If you think that there’s a lot of local talent in your area, then you may also want to post ads on a local-oriented site like Craigslist. Ultimately, it’s probably best to just post your ads on as many different sites as you can. Doing so will help you attract as many qualified candidates as possible.

12. Pick Your Payroll Service

After you hire your employees, you’ll obviously need to start paying them. This can be a labor-intensive process if you end up doing it on your own. That’s why most wine businesses choose to use a payroll service.

Payroll software will enable you to manage your company’s payroll with minimal effort on your end. Using it is a great way to free up your time to focus on the other important aspects of managing your new company.

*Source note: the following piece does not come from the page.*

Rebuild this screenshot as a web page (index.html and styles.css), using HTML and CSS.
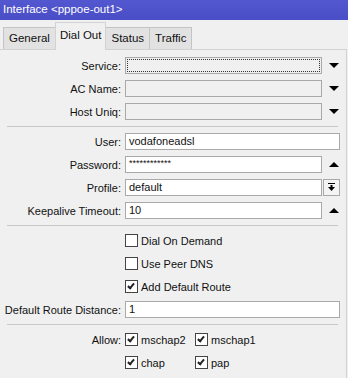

If you’re interested in picking a payroll software, here are some options for you:

  • Paychex
  • Square Payroll
  • OnPay
  • ADP TotalSource
  • Gusto

The Bottom Line: Is Starting a Wine Business Worth It?

There’s a huge global demand for wine products. So you could potentially make a ton of money if you’re able to tap into the right segments of the market. However, not every business will be able to do that. You’ll need to make your company stand out in order to carve out a lasting niche for it.

For example, let’s consider how much the average winery makes. In Sonoma County, estimates suggest that winery owners can bring in about $11,000 in annual revenue per acre that they farm. 

Of course, you need to subtract your costs from that. These are typically around $5,000 flat and then $150 extra for each acre you harvest. That means, all in, you could walk away with roughly $5,850 in net income per acre that you farm.

So, using this model, you would want to farm as many acres as possible. The more that you’re able to farm, the more that you can make each year.

Other types of wine businesses can also be very profitable. But there’s little data available about them. Ultimately, you will need to compare what you’re making now to what your potential salary would be in the wine business.